Padre Tony: Os bairros Jockey e Fátima têm a minha cara. Cheguei aqui “primeiro. Em 20 de fevereiro de 1975, às 19h. Era uma quinta-feira. De lá para cá nunca fui transferido. Passei um tempo estudando em Roma, mas o arcebispo nunca me removeu. Fiquei sendo o padre de Fátima. Mas chegou ao momento de sair. Inclusive, pedi muitas vezes. Pedi para ir para Inhuma e Miguel Alves, mas ninguém quis me transferir. Dom Jacinto também nunca aceitou. Então fiz uma carta de renúncia, que enfim foi acolhida.

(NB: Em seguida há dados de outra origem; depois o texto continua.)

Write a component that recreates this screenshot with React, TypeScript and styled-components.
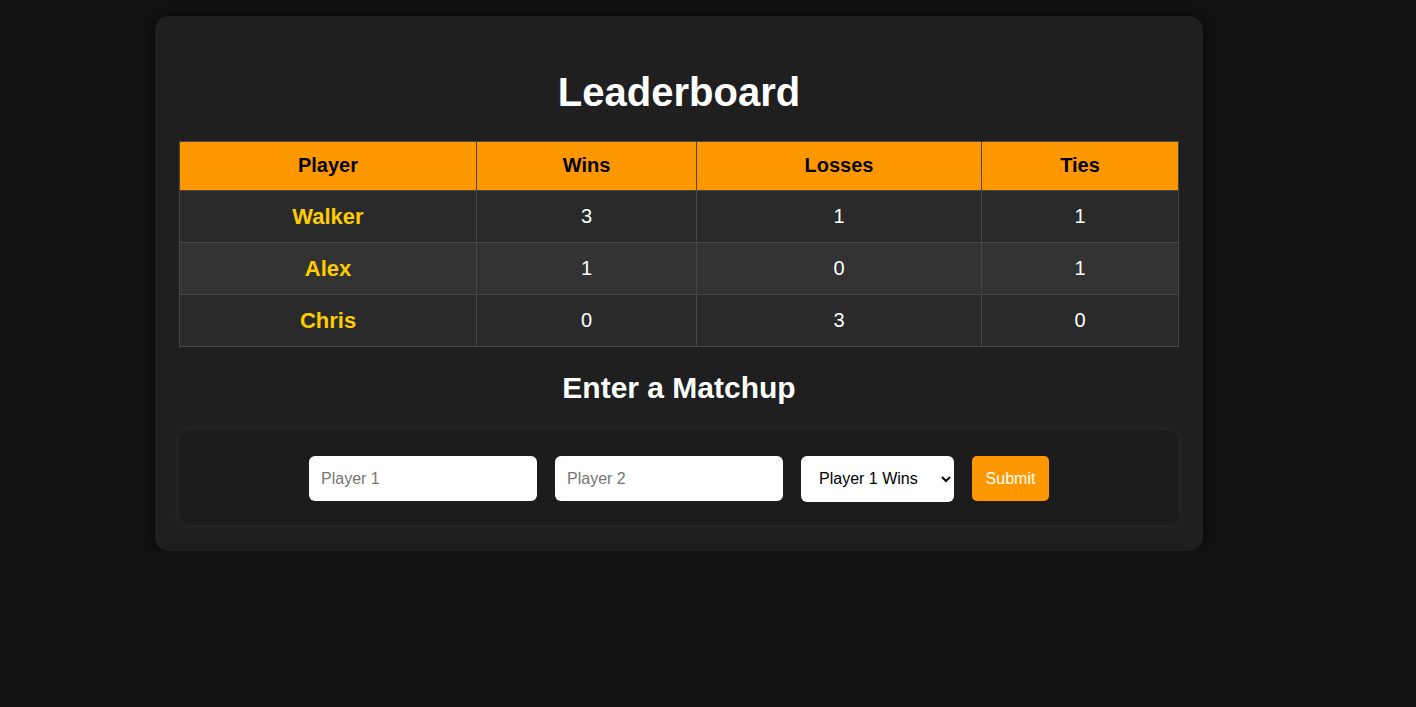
import React from "react";
import styled, { createGlobalStyle } from "styled-components";

const Global = createGlobalStyle`
  html, body { margin: 0; padding: 0; background: #121212; }
  body { font-family: "Liberation Sans", Arial, sans-serif; color: #fff; }
  * { box-sizing: border-box; }
`;

const Page = styled.div`
  padding: 16px 0 0 155px;
`;

const Card = styled.div`
  width: 1048px;
  background: #1f1f1f;
  border-radius: 14px;
  box-shadow: 0 0 20px rgba(0, 0, 0, 0.6);
  padding: 24px 24px 26px;
  display: flex;
  flex-direction: column;
  align-items: stretch;
`;

const Title = styled.h1`
  margin: 29px 0 26px;
  font-size: 40px;
  line-height: 46px;
  font-weight: bold;
  text-align: center;
  color: #fff;
`;

const Table = styled.table`
  width: 999px;
  border-collapse: collapse;
  table-layout: fixed;
`;

const Th = styled.th<{ $w: number }>`
  width: ${(p) => p.$w}px;
  height: 49px;
  background: #ff9800;
  color: #000;
  font-size: 20px;
  font-weight: bold;
  border: 1px solid #474747;
  text-align: center;
  padding: 0 0 2px;
`;

const Tr = styled.tr<{ $alt?: boolean }>`
  background: ${(p) => (p.$alt ? "#333333" : "#2a2a2a")};
`;

const Td = styled.td<{ $name?: boolean }>`
  height: 52px;
  border: 1px solid #474747;
  text-align: center;
  padding: 0;
  font-size: ${(p) => (p.$name ? "22px" : "20px")};
  font-weight: ${(p) => (p.$name ? "bold" : "normal")};
  color: ${(p) => (p.$name ? "#ffcc00" : "#ffffff")};
`;

const SubTitle = styled.h2`
  margin: 24px 0 25px;
  font-size: 30px;
  line-height: 34px;
  font-weight: bold;
  text-align: center;
  color: #fff;
`;

const FormBox = styled.form`
  background: #1c1c1c;
  border-radius: 12px;
  box-shadow: 0 0 10px rgba(255, 255, 255, 0.06);
  height: 95px;
  padding-top: 2px;
  display: flex;
  justify-content: center;
  align-items: center;
  gap: 18px;
`;

const Input = styled.input`
  width: 228px;
  height: 45px;
  border: none;
  border-radius: 6px;
  background: #fff;
  padding: 0 12px;
  font-family: "Liberation Sans", Arial, sans-serif;
  font-size: 16px;
  color: #000;
  outline: none;
  &::placeholder { color: #767676; }
`;

const Select = styled.select`
  width: 153px;
  height: 46px;
  border: none;
  border-radius: 6px;
  background: #fff;
  padding: 0 0 0 14px;
  font-family: "Liberation Sans", Arial, sans-serif;
  font-size: 16px;
  color: #000;
`;

const Button = styled.button`
  width: 77px;
  height: 45px;
  border: none;
  border-radius: 5px;
  background: #ff9800;
  color: #fff;
  font-family: "Liberation Sans", Arial, sans-serif;
  font-size: 16px;
  cursor: pointer;
`;

const rows = [
  { name: "Walker", w: 3, l: 1, t: 1 },
  { name: "Alex", w: 1, l: 0, t: 1 },
  { name: "Chris", w: 0, l: 3, t: 0 },
];

export default function App() {
  return (
    <>
      <Global />
      <Page>
        <Card>
          <Title>Leaderboard</Title>
          <Table>
            <thead>
              <tr>
                <Th $w={297}>Player</Th>
                <Th $w={220}>Wins</Th>
                <Th $w={285}>Losses</Th>
                <Th $w={197}>Ties</Th>
              </tr>
            </thead>
            <tbody>
              {rows.map((r, i) => (
                <Tr key={r.name} $alt={i % 2 === 1}>
                  <Td $name>{r.name}</Td>
                  <Td>{r.w}</Td>
                  <Td>{r.l}</Td>
                  <Td>{r.t}</Td>
                </Tr>
              ))}
            </tbody>
          </Table>
          <SubTitle>Enter a Matchup</SubTitle>
          <FormBox onSubmit={(e) => e.preventDefault()}>
            <Input placeholder="Player 1" />
            <Input placeholder="Player 2" />
            <Select defaultValue="p1">
              <option value="p1">Player 1 Wins</option>
              <option value="p2">Player 2 Wins</option>
              <option value="tie">Tie</option>
            </Select>
            <Button type="submit">Submit</Button>
          </FormBox>
        </Card>
      </Page>
    </>
  );
}
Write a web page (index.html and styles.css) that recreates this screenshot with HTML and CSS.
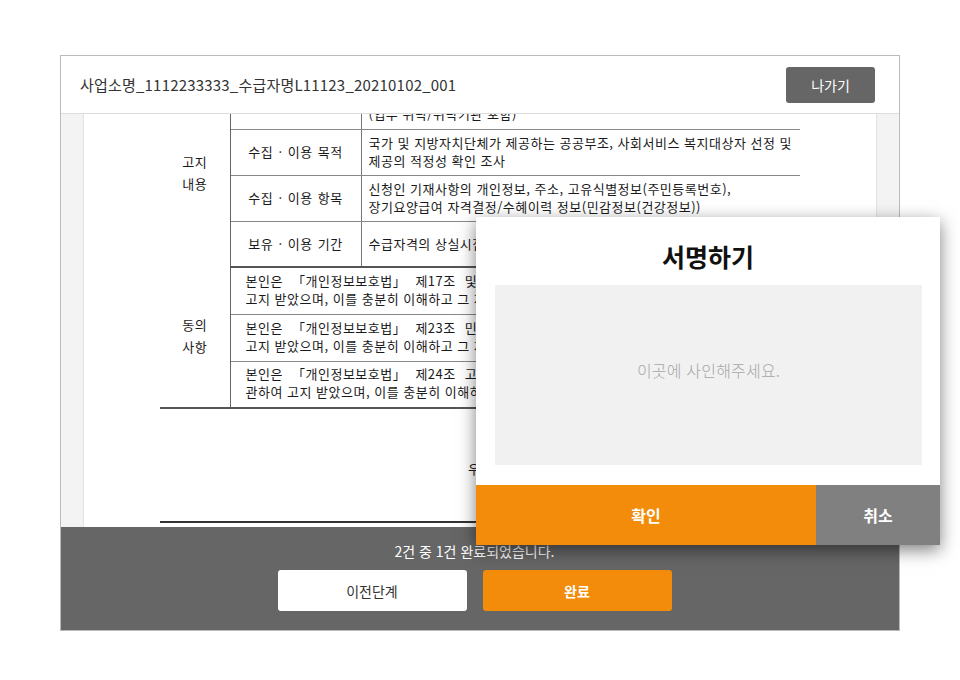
FILE: index.html
```html
<!DOCTYPE html>
<html lang="ko">
<head>
    <meta charset="UTF-8">
    <meta name="viewport" content="width=device-width, initial-scale=1.0">
    <title>서명하기</title>
    <link rel="stylesheet" href="styles.css">
</head>
<body>
    <div class="viewer">
        <header class="viewer-head">
            <h1 class="doc-title">사업소명_1112233333_수급자명L11123_20210102_001</h1>
            <button class="btn-exit" type="button">나가기</button>
        </header>

        <div class="doc-area">
            <div class="doc-page">
                <div class="doc-scroll">
                    <table class="doc-table">
                        <colgroup>
                            <col class="col-head">
                            <col class="col-label">
                            <col class="col-body">
                        </colgroup>
                        <tr class="row-first">
                            <td class="cell-head" rowspan="4">고지<br>내용</td>
                            <td class="cell-label"></td>
                            <td class="cell-body">
                                <div class="line">(업무 위탁/위탁기관 포함)</div>
                            </td>
                        </tr>
                        <tr>
                            <td class="cell-label">수집 · 이용 목적</td>
                            <td class="cell-body">
                                <div class="line">국가 및 지방자치단체가 제공하는 공공부조, 사회서비스 복지대상자 선정 및</div>
                                <div class="line">제공의 적정성 확인 조사</div>
                            </td>
                        </tr>
                        <tr>
                            <td class="cell-label">수집 · 이용 항목</td>
                            <td class="cell-body">
                                <div class="line">신청인 기재사항의 개인정보, 주소, 고유식별정보(주민등록번호),</div>
                                <div class="line">장기요양급여 자격결정/수혜이력 정보(민감정보(건강정보))</div>
                            </td>
                        </tr>
                        <tr class="row-last">
                            <td class="cell-label">보유 · 이용 기간</td>
                            <td class="cell-body">
                                <div class="line">수급자격의 상실시점</div>
                            </td>
                        </tr>
                        <tr class="row-agree row-section">
                            <td class="cell-head" rowspan="3">동의<br>사항</td>
                            <td class="cell-agree" colspan="2">
                                <div class="line wide">본인은 「개인정보보호법」 제17조 및 제</div>
                                <div class="line">고지 받았으며, 이를 충분히 이해하고 그 처</div>
                            </td>
                        </tr>
                        <tr class="row-agree">
                            <td class="cell-agree" colspan="2">
                                <div class="line wide">본인은 「개인정보보호법」 제23조 민감</div>
                                <div class="line">고지 받았으며, 이를 충분히 이해하고 그 처</div>
                            </td>
                        </tr>
                        <tr class="row-agree row-end">
                            <td class="cell-agree" colspan="2">
                                <div class="line wide">본인은 「개인정보보호법」 제24조 고유</div>
                                <div class="line">관하여 고지 받았으며, 이를 충분히 이해하</div>
                            </td>
                        </tr>
                    </table>
                    <div class="doc-sign">
                        <p class="doc-sign-text">우</p>
                    </div>
                </div>
            </div>
        </div>

        <footer class="viewer-foot">
            <p class="progress">2건 중 1건 완료되었습니다.</p>
            <div class="foot-buttons">
                <button class="btn btn-prev" type="button">이전단계</button>
                <button class="btn btn-done" type="button">완료</button>
            </div>
        </footer>
    </div>

    <div class="sign-modal">
        <h2 class="sign-title">서명하기</h2>
        <div class="sign-pad">이곳에 사인해주세요.</div>
        <div class="sign-actions">
            <button class="sign-btn sign-ok" type="button">확인</button>
            <button class="sign-btn sign-cancel" type="button">취소</button>
        </div>
    </div>
</body>
</html>
```

FILE: styles.css
```css
* {
    margin: 0;
    padding: 0;
    box-sizing: border-box;
}

body {
    background-color: #fff;
    font-family: "Noto Sans CJK KR", "Noto Sans", sans-serif;
    color: #333;
}

button {
    font-family: inherit;
    border: none;
    cursor: pointer;
}

/* viewer frame */
.viewer {
    width: 840px;
    height: 576px;
    margin: 55px 0 0 60px;
    border: 1px solid #bbb;
    display: flex;
    flex-direction: column;
}

.viewer-head {
    height: 58px;
    flex-shrink: 0;
    display: flex;
    align-items: center;
    justify-content: space-between;
    padding: 0 24px 0 19px;
    border-bottom: 1px solid #ddd;
}

.doc-title {
    font-size: 15px;
    font-weight: 400;
    letter-spacing: 0.2px;
    color: #333;
}

.btn-exit {
    width: 89px;
    height: 36px;
    border-radius: 3px;
    background-color: #666;
    color: #fff;
    font-size: 14px;
}

/* document */
.doc-area {
    flex: 1;
    overflow: hidden;
    background-color: #f3f3f3;
    padding: 0 22px;
}

.doc-page {
    height: 100%;
    background-color: #fff;
    border-left: 1px solid #e2e2e2;
    border-right: 1px solid #e2e2e2;
    overflow: hidden;
}

.doc-scroll {
    width: 640px;
    margin: -34px auto 0;
    font-size: 13px;
    letter-spacing: 0.5px;
    color: #1a1a1a;
}

.doc-table {
    width: 640px;
    border-collapse: collapse;
    table-layout: fixed;
}

.col-head {
    width: 70px;
}

.col-label {
    width: 131px;
}

.doc-table td {
    line-height: 18px;
    vertical-align: middle;
}

.cell-head {
    text-align: center;
    line-height: 22px !important;
    border-right: 1px solid #666;
    padding-bottom: 2px;
}

.cell-label {
    height: 46px;
    text-align: center;
    word-spacing: 1px;
    border-right: 1px solid #777;
    border-bottom: 1px solid #888;
}

.cell-body {
    padding: 0 0 0 7px;
    border-bottom: 1px solid #888;
}

.row-first .cell-label,
.row-first .cell-body {
    height: 49px;
    vertical-align: bottom;
    padding-bottom: 6px;
}

.row-last .cell-label,
.row-last .cell-body {
    border-bottom: 2px solid #555;
}

.line {
    white-space: nowrap;
    overflow: hidden;
}

.wide {
    word-spacing: 5px;
}

.cell-agree {
    height: 47px;
    padding: 0 0 2px 15px;
    border-bottom: 1px solid #888;
}

.row-section .cell-head {
    border-bottom: 2px solid #555;
}

.row-end .cell-agree {
    border-bottom: 2px solid #555;
}

.doc-sign {
    height: 114px;
    border-bottom: 2px solid #333;
    padding: 51px 0 0 308px;
}

.doc-sign-text {
    line-height: 18px;
    white-space: nowrap;
}

/* footer */
.viewer-foot {
    height: 103px;
    flex-shrink: 0;
    background-color: #666;
    padding: 15px 11px 0 0;
    text-align: center;
}

.progress {
    font-size: 14px;
    line-height: 18px;
    color: #fff;
    margin-bottom: 10px;
}

.foot-buttons {
    display: flex;
    justify-content: center;
    gap: 16px;
}

.btn {
    width: 189px;
    height: 41px;
    border-radius: 3px;
    font-size: 14px;
}

.btn-prev {
    background-color: #fff;
    color: #333;
}

.btn-done {
    background-color: #f28c0a;
    color: #fff;
    font-weight: 700;
}

/* sign modal */
.sign-modal {
    position: absolute;
    left: 476px;
    top: 217px;
    width: 464px;
    height: 328px;
    background-color: #fff;
    box-shadow: 0 5px 16px rgba(0, 0, 0, 0.5);
    display: flex;
    flex-direction: column;
}

.sign-title {
    height: 68px;
    padding-top: 10px;
    line-height: 58px;
    text-align: center;
    font-size: 25px;
    font-weight: 700;
    color: #111;
}

.sign-pad {
    height: 180px;
    margin: 0 18px 20px 19px;
    padding-top: 73px;
    background-color: #f1f1f1;
    text-align: center;
    font-size: 16px;
    line-height: 24px;
    font-weight: 300;
    letter-spacing: 0.2px;
    color: #a6a6a6;
}

.sign-actions {
    display: flex;
    height: 60px;
}

.sign-btn {
    color: #fff;
    font-size: 16px;
    font-weight: 700;
}

.sign-ok {
    width: 340px;
    background-color: #f28c0a;
}

.sign-cancel {
    flex: 1;
    background-color: #808080;
}
```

Ele me respeitou plenamente. Estou saindo porque não quero que essa paróquia envelheça. A Paróquia de Fátima é nova, é jovial. Ninguém aqui fica acendendo vela e benzendo água. Se você ver o trabalho aos pobres que temos é impressionante. Só de idosos são 103. São 140 famílias que só bebe água, come e toma remédio se a paróquia der. Aqui é tudo muito dinâmico. A Pastoral da Juventude aqui é uma loucura. Dedicação, zelo. São meninos quase todos universitários, mas muito dedicados. Eu também não consigo envelhecer. Mas Deus me deu uma coisa tão grande que fico desconfiado: o desapego. Amo loucamente, mas não tenho apegos. Sinto saudade. Aqui tem minha cara. Qual tijolo tem aqui que não coloquei? Até a árvore da praça fui eu que botei.